I was browsing the specs of a Cerwin Vega XLS15S and found these:

- Frequency Response: 40 Hz - 300 kHz (-3 dB); 34.5 Hz - 430 kHz (-10 dB)
- Frequency Range: 1:25 Hz - 150 (-10dB)

Frequency response is self explanatory, as what should be the measured output from the bass. 

Frequency range? Are they talking about the LFE signal input to the sub? Please correct me if I'm wrong but this seems as very misleading.


----------



## Moonfly (Aug 1, 2008)

The response is the raw response the driver is capable of, the range is the operating range of the subwoofer. I'm not sure what it is you find misleading, if you could elaborate I could have some thought on that.


----------



## vmpty (Oct 6, 2010)

I found the range spec misleading becasue it says that even though the SW may reproduce 25Hz, it happens at -10dB so I might not be able to actually hear/feel it at lower volumes (Read that neighbors don't cal the police), as compared to other SWs that can actually have a response of 25Hz at -3dB.

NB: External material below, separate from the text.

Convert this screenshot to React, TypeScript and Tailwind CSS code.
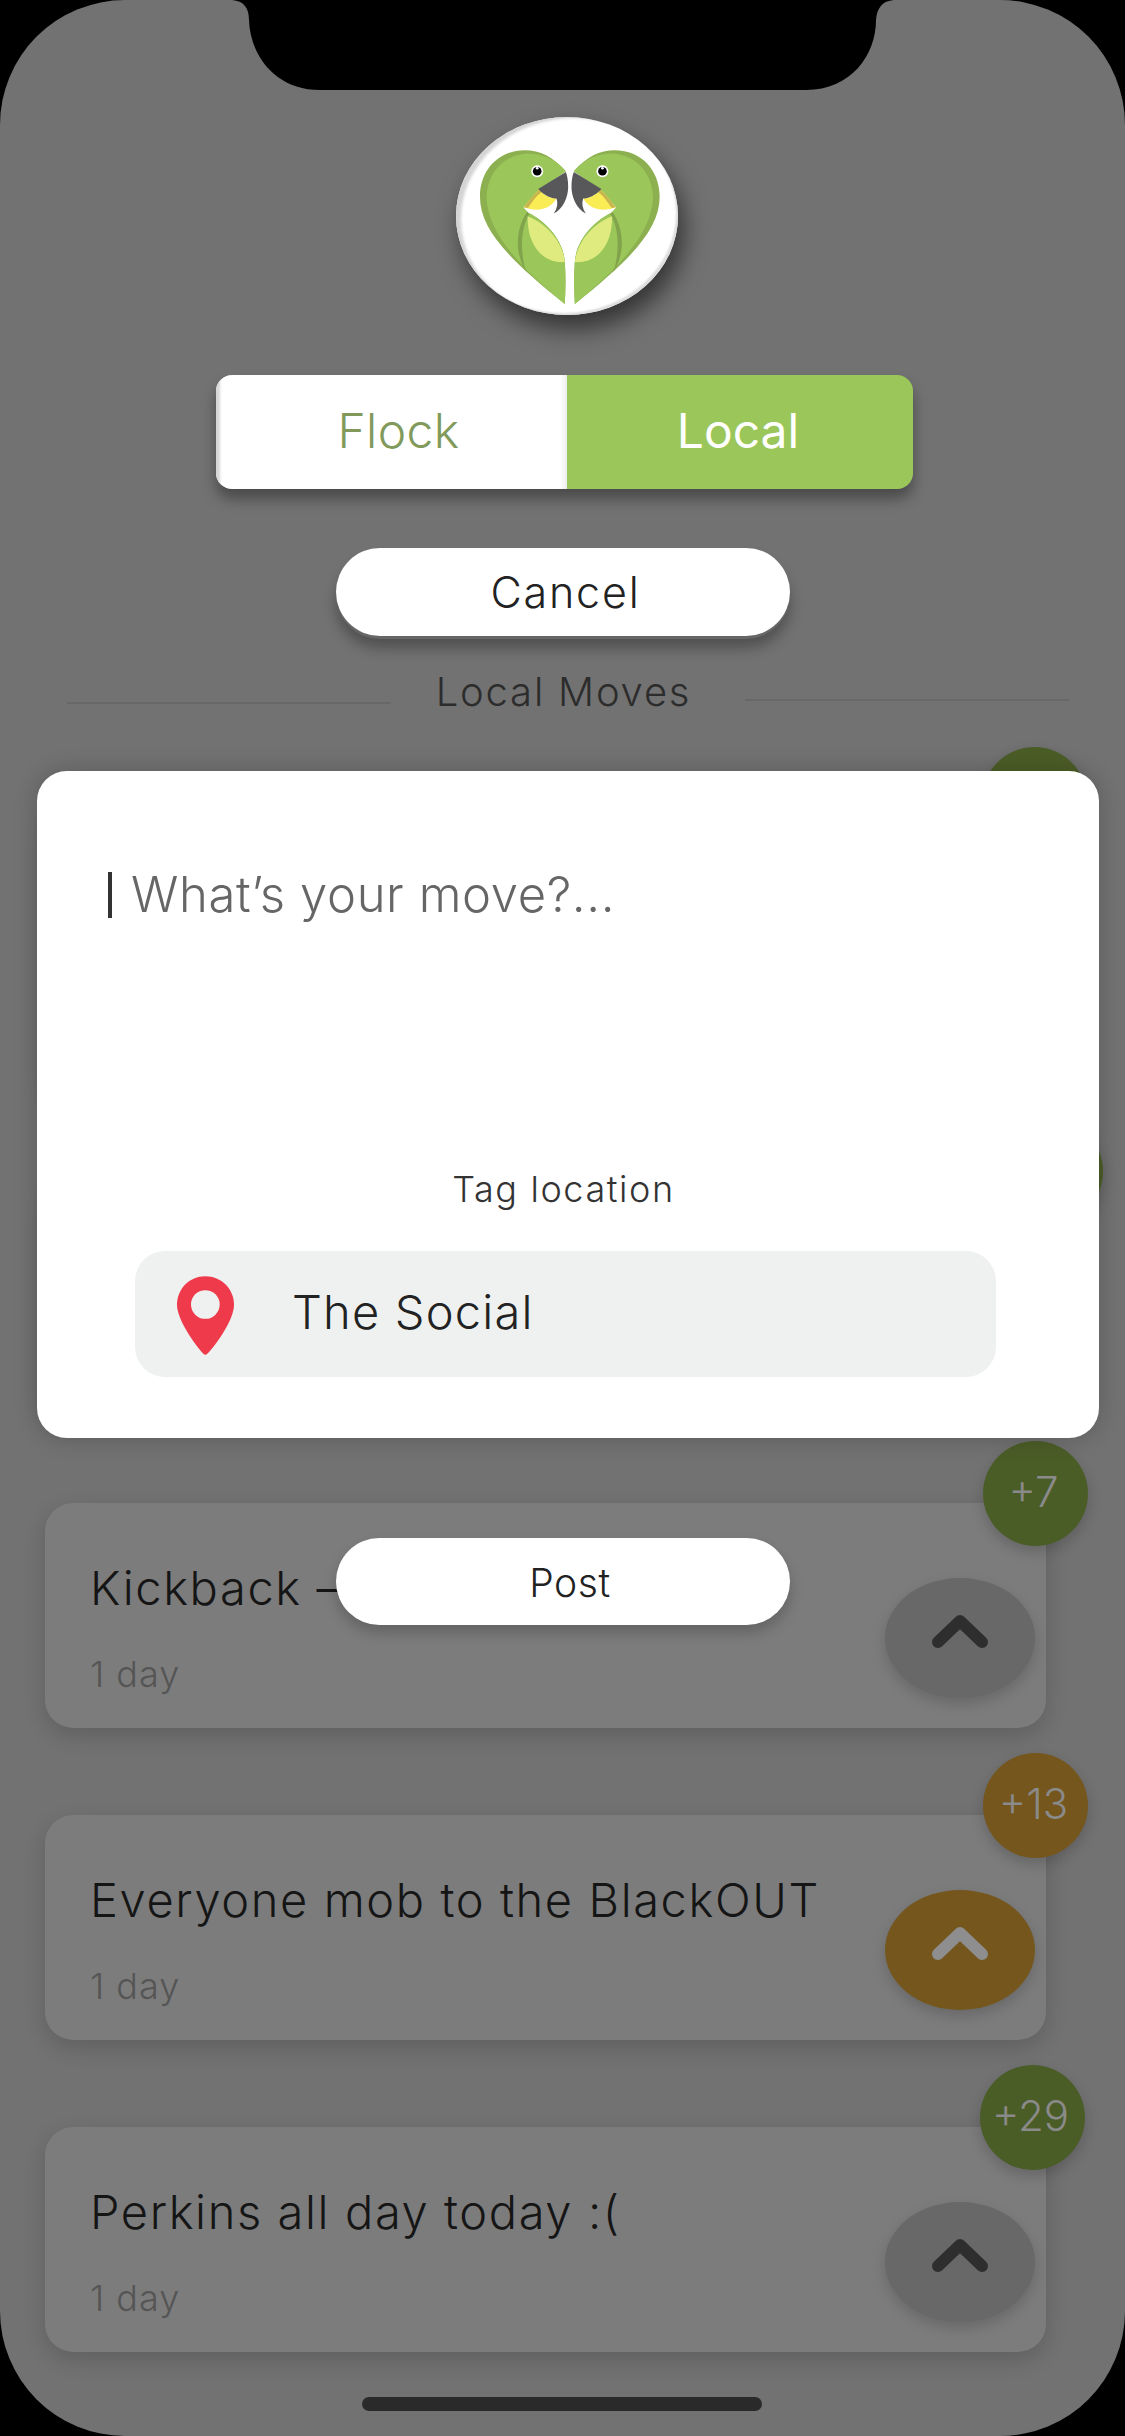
import React from 'react';

const Bird = () => (
  <>
    <path
      d="M438 243C400 200 360 180 315 180C235 180 180 240 180 320C180 420 270 510 435 642C437 600 438 560 435 516C430 450 380 395 325 368L310 352L358 298Z"
      fill="#8cb04f"
    />
    <path
      d="M438 243C405 205 365 190 320 190C250 195 200 250 200 325C205 420 280 515 435 642C437 600 438 560 435 516C430 450 380 395 325 368L310 352L358 298Z"
      fill="#9bc659"
    />
    <path d="M322 365C285 420 285 490 318 545C300 480 302 415 328 372Z" fill="#80a34c" />
    <path d="M323 378C375 398 428 450 435 516C380 520 322 480 323 378Z" fill="#dfeb7f" />
    <path d="M358 298C340 315 325 335 312 352C345 362 385 365 410 325C390 325 372 315 358 298Z" fill="#f9ec55" />
    <path d="M358 298C340 315 325 335 312 352L325 353C335 336 347 320 364 306Z" fill="#c9b54f" />
    <path
      d="M438 245L355 296C372 315 395 325 410 325C415 340 412 355 402 370C430 355 445 320 445 290C445 270 442 255 438 245Z"
      fill="#58585a"
    />
    <circle cx="352" cy="243" r="18" fill="#fff" />
    <circle cx="352" cy="243" r="13" fill="#000" />
    <circle cx="352" cy="234" r="4" fill="#fff" />
  </>
);

const Logo = () => (
  <div className="ml-[9px] w-[222px] h-[198px] rounded-[50%] bg-white flex shadow-[inset_7px_3px_3px_-2px_#d4d4d4,inset_-3px_-3px_2px_-1px_#dddddd,6px_14px_24px_rgba(0,0,0,0.55)]">
    <svg width="222" height="198" viewBox="108 80 667 595">
      <Bird />
      <g transform="translate(900 0) scale(-1 1)">
        <Bird />
      </g>
    </svg>
  </div>
);

const Chevron = ({ color }: { color: string }) => (
  <svg width="56" height="33" viewBox="0 0 56 33" className="mb-[14px]">
    <path d="M6 27L28 6L50 27" fill="none" stroke={color} strokeWidth="12" strokeLinecap="round" strokeLinejoin="round" />
  </svg>
);

const moves = [
  { height: 'h-[285px]', badge: '', badgeRight: 'right-[-41px]', hot: false, hidden: true },
  { height: 'h-[235px]', badge: '', badgeRight: 'right-[-57px]', hot: false, hidden: true },
  { title: 'Kickback –', height: 'h-[225px]', badge: '+7', badgeRight: 'right-[-42px]', hot: false },
  { title: 'Everyone mob to the BlackOUT', height: 'h-[225px]', badge: '+13', badgeRight: 'right-[-42px]', hot: true },
  { title: 'Perkins all day today :(', height: 'h-[225px]', badge: '+29', badgeRight: 'right-[-39px]', hot: false },
];

const App = () => {
  return (
    <div className="relative w-[1125px] h-[2436px] overflow-hidden bg-black font-['Inter',sans-serif]">
      <div className="h-full flex flex-col rounded-[125px] bg-[#727272] pt-[117px]">
        <div className="flex flex-col items-center">
          <Logo />

          <div className="ml-[4px] mt-[60px] w-[697px] h-[114px] flex rounded-[16px] overflow-hidden shadow-[0_10px_14px_rgba(0,0,0,0.35)]">
            <div className="w-[351px] flex items-center justify-center pb-[3px] pl-[14px] bg-white text-[#819a5b] text-[48px] font-light tracking-[0.4px] shadow-[inset_6px_0_3px_-2px_#d6d6d6,inset_-8px_0_6px_-6px_#e6e6e6]">
              Flock
            </div>
            <div className="flex-1 flex items-center justify-center pb-[3px] pr-[4px] bg-[#9bc659] text-white text-[48px] font-normal">
              Local
            </div>
          </div>

          <div className="ml-[1px] mt-[59px] w-[454px] h-[88px] rounded-[44px] bg-white flex items-center justify-center pl-[5px] pt-[1px] text-[#222] text-[43px] font-light tracking-[1.8px] shadow-[0_3px_0_#666666,0_12px_14px_rgba(0,0,0,0.3)]">
            Cancel
          </div>
        </div>

        <div className="mt-[28px] h-[56px] pl-[67px] flex items-center">
          <div className="w-[324px] h-[2px] mt-[22px] bg-[#686868]" />
          <span className="w-[354px] pr-[9px] text-center text-[40px] text-[#2c2c2c] font-light tracking-[1.8px]">Local Moves</span>
          <div className="w-[324px] h-[2px] mt-[16px] bg-[#686868]" />
        </div>

        <div className="mt-[89px] ml-[45px] w-[1001px] flex flex-col gap-[87px]">
          {moves.map((move, index) => (
            <div
              key={index}
              className={`relative ${move.height} flex justify-between rounded-[28px] bg-[#7c7c7c] shadow-[0_8px_22px_rgba(0,0,0,0.16)]`}
            >
              <div className={`absolute top-[-62px] ${move.badgeRight} w-[105px] h-[105px] rounded-full flex items-center justify-center pb-[4px] pr-[4px] text-[42px] font-light text-[#8a8a8a] shadow-[0_6px_14px_rgba(0,0,0,0.18)] ${move.hot ? 'bg-[#75561d]' : 'bg-[#4b5d27]'}`}>
                {move.badge}
              </div>
              {!move.hidden && (
                <>
                  <div className="pl-[45px] pt-[49px]">
                    <div className="text-[47px] leading-[72px] text-[#151515] font-light tracking-[1.6px]">{move.title}</div>
                    <div className="mt-[26px] text-[36px] leading-[48px] text-[#555555] font-light tracking-[1px]">1 day</div>
                  </div>
                  <div className={`self-end mb-[30px] mr-[11px] w-[150px] h-[120px] rounded-[50%] flex items-center justify-center shadow-[0_6px_14px_rgba(0,0,0,0.16)] ${move.hot ? 'bg-[#75561d]' : 'bg-[#686868]'}`}>
                    <Chevron color={move.hot ? '#8e8e8e' : '#2e2e2e'} />
                  </div>
                </>
              )}
            </div>
          ))}
        </div>
      </div>

      {/* notch */}
      <svg className="absolute top-0 left-[232px]" width="662" height="90" viewBox="232 0 662 90">
        <path d="M232 0C244 1 249 8 249 20C250 55 275 90 320 90L806 90C851 90 876 55 876 20C877 8 882 1 894 0Z" fill="#000" />
      </svg>

      {/* composer */}
      <div className="absolute left-[37px] top-[771px] w-[1062px] h-[667px] rounded-[30px] bg-white flex flex-col items-center pt-[94px] shadow-[0_0_24px_rgba(0,0,0,0.2)]">
        <div className="self-start pl-[71px] h-[60px] flex items-center gap-[19px]">
          <div className="w-[4px] h-[46px] bg-[#333]" />
          <span className="text-[49px] text-[#666] font-light tracking-[0.6px]">What’s your move?...</span>
        </div>
        <div className="mt-[243px] mr-[9px] h-[44px] flex items-center pb-[3px] text-[36px] text-[#333] font-light tracking-[1.6px]">Tag location</div>
        <div className="self-start ml-[98px] mt-[39px] w-[861px] h-[126px] rounded-[30px] bg-[#eff1f0] flex items-center pl-[42px] gap-[58px]">
          <svg width="57" height="79" viewBox="141 84 171 236" className="mt-[3px]">
            <path d="M226 84C178 84 141 122 141 170C141 215 195 290 220 317C224 321 228 321 232 317C258 290 312 215 312 170C312 122 274 84 226 84Z" fill="#ee3a4a" />
            <circle cx="226" cy="169" r="43" fill="#eff1f0" />
          </svg>
          <span className="pb-[3px] text-[47px] text-[#222] font-light tracking-[1.2px]">The Social</span>
        </div>
      </div>

      <div className="absolute left-[336px] top-[1538px] w-[454px] h-[87px] rounded-[44px] bg-white flex items-center justify-center pl-[14px] pt-[3px] text-[#222] text-[39px] font-light tracking-[0.6px] shadow-[0_8px_14px_rgba(0,0,0,0.2)]">
        Post
      </div>

      <div className="absolute left-[362px] top-[2397px] w-[400px] h-[14px] rounded-[7px] bg-[#2a2a2a]" />
    </div>
  );
};

export default App;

I guess the bottom line is, do you think the XLS15S for $600 is a decent SW for a home theater?

I would like an HSU VTF3 or a Rythmik F15, but: (1) There are no dealers in my country with alternatives (2) I might save the money and buy it online but with the import duties and freight charges I would end up paying double of the advertised price


----------



## Moonfly (Aug 1, 2008)

The raw response of the driver does not represent the actual response of the subwoofer, once the driver goes into a cabinet. Its a figure some manufacturers would actually hide, and to disclose it is merely them trying to be transparent. For the purposes of looking at the subs range, just use that figure and ignore the response if you wish.

As to whether its misleading or not, well most manufacturers try to make their figures as appealing as possible, and everyone does it. At least they tell you its at -10.

Whether it is worth the money I couldnt possible answer, as I have ever heard the sub. That said, the specs look ok given the asking price to me.


----------



## vmpty (Oct 6, 2010)

Thank you, that clarifies.


----------